🤖 AI Summary
Current autonomous driving systems rely on multimodal perception but lack the ability to sense road-induced tactile stimuli, limiting their dynamic control performance. Inspired by human synesthesia, this work proposes a "Synesthesia of Vehicles" (SoV) framework—the first to introduce synesthetic mechanisms into autonomous driving—enabling unsupervised synthesis of high-quality tactile signals from purely visual inputs. This is achieved through a cross-modal spatiotemporal alignment strategy and a latent diffusion-based Visual-Tactile Synesthesia generation model (VTSyn). Experiments on a real-world vehicle multimodal dataset demonstrate that VTSyn outperforms existing methods in both time and frequency domains and excels in downstream classification tasks, significantly enhancing the system’s active tactile perception and safety.
📝 Abstract
Autonomous vehicles (AVs) rely on multi-modal fusion for safety, but current visual and optical sensors fail to detect road-induced excitations which are critical for vehicles'dynamic control.
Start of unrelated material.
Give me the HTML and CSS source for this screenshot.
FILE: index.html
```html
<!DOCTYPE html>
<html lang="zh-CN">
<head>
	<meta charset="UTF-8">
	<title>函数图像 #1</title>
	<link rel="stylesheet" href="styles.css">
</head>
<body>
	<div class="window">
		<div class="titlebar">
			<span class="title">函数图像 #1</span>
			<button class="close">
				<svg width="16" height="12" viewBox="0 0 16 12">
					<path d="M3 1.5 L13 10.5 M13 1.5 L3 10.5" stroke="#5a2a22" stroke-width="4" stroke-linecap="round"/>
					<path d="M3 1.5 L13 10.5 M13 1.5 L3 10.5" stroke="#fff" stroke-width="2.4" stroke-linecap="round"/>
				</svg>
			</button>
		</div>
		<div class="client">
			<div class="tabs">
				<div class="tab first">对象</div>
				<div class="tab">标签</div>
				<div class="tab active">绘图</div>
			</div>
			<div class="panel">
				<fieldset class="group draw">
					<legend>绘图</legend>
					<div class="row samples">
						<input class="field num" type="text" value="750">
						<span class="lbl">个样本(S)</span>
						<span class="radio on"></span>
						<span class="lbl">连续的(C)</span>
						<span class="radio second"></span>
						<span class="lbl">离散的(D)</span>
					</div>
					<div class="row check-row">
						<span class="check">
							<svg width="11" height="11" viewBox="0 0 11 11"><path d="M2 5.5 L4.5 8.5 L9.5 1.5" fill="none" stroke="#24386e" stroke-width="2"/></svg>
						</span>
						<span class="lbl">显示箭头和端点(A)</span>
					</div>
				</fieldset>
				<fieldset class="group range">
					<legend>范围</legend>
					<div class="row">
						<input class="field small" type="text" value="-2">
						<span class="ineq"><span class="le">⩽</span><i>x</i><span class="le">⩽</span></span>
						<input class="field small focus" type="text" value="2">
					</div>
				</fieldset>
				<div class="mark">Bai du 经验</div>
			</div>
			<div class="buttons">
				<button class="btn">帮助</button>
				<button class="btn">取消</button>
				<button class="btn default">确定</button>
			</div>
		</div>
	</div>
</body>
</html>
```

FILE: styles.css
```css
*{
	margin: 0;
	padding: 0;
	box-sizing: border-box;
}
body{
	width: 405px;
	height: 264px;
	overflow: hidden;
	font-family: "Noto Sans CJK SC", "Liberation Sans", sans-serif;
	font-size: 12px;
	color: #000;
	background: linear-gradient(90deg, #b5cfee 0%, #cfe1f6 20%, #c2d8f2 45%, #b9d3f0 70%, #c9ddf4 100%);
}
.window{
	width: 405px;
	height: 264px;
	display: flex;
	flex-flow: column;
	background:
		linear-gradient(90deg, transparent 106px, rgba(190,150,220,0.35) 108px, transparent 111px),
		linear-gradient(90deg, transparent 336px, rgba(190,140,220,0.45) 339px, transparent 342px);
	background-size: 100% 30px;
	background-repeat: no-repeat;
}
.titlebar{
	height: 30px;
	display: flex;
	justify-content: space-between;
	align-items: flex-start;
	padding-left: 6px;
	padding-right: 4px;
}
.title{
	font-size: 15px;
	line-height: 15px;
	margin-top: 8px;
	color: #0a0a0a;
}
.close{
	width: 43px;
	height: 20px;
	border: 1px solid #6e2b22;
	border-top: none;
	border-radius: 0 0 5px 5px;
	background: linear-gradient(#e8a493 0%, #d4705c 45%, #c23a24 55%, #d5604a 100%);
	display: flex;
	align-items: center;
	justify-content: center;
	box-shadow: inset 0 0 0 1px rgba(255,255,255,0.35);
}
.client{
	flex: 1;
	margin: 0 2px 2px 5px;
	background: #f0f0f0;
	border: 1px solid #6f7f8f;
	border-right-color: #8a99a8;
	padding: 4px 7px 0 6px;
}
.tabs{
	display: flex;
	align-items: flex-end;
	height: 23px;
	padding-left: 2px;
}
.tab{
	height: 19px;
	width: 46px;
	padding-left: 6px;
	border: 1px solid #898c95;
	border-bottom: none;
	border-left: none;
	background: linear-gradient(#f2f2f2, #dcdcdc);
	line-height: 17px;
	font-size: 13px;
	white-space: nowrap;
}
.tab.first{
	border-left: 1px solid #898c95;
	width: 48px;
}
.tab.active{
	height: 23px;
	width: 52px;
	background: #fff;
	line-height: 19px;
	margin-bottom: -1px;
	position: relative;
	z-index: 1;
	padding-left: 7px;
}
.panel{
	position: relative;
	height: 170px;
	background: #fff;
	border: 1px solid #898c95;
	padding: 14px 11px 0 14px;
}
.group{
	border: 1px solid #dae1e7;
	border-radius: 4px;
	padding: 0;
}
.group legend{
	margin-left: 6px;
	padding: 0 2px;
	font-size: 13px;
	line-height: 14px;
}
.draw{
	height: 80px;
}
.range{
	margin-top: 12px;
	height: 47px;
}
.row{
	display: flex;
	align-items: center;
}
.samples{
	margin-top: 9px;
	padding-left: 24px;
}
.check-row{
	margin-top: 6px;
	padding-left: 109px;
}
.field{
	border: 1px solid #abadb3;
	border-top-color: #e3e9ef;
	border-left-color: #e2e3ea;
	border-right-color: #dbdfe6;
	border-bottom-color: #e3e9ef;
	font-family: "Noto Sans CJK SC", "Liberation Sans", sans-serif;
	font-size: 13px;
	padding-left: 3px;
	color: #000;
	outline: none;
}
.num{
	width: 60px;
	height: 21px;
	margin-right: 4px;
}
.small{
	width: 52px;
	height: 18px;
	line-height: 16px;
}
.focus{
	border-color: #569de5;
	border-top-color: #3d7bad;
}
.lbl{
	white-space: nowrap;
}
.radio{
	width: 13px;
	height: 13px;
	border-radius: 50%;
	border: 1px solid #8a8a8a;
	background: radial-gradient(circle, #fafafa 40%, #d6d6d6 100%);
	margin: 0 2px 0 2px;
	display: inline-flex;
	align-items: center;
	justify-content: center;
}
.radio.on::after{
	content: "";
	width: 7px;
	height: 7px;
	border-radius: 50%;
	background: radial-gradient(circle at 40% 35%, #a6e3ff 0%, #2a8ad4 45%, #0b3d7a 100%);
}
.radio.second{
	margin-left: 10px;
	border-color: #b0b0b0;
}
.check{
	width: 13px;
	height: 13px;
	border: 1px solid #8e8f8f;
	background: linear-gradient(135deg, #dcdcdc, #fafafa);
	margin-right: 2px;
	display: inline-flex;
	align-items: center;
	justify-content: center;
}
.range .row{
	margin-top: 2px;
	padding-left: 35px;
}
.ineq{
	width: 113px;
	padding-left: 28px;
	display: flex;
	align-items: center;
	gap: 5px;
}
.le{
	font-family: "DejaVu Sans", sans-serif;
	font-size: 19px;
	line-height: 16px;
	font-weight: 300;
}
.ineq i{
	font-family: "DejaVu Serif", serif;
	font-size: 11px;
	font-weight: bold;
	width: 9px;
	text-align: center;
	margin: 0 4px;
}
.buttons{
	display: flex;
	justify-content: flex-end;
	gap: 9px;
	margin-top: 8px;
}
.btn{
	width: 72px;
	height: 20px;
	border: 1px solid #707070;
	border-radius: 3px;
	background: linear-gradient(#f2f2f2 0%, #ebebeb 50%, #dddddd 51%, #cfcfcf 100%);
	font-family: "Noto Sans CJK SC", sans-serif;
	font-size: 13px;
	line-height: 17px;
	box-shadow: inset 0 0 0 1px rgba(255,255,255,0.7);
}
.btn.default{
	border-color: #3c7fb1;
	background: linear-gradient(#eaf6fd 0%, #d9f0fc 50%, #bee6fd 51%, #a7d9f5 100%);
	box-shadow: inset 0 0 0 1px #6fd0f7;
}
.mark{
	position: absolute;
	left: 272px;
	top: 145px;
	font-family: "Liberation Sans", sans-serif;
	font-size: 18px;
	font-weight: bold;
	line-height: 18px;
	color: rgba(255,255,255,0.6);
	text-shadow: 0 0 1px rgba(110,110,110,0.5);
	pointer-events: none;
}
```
Inspired by human synesthesia, we propose the Synesthesia of Vehicles (SoV), a novel framework to predict tactile excitations from visual inputs for autonomous vehicles. We develop a cross-modal spatiotemporal alignment method to address temporal and spatial disparities. Furthermore, a visual-tactile synesthetic (VTSyn) generative model using latent diffusion is proposed for unsupervised high-quality tactile data synthesis. A real-vehicle perception system collected a multi-modal dataset across diverse road and lighting conditions. Extensive experiments show that VTSyn outperforms existing models in temporal, frequency, and classification performance, enhancing AV safety through proactive tactile perception.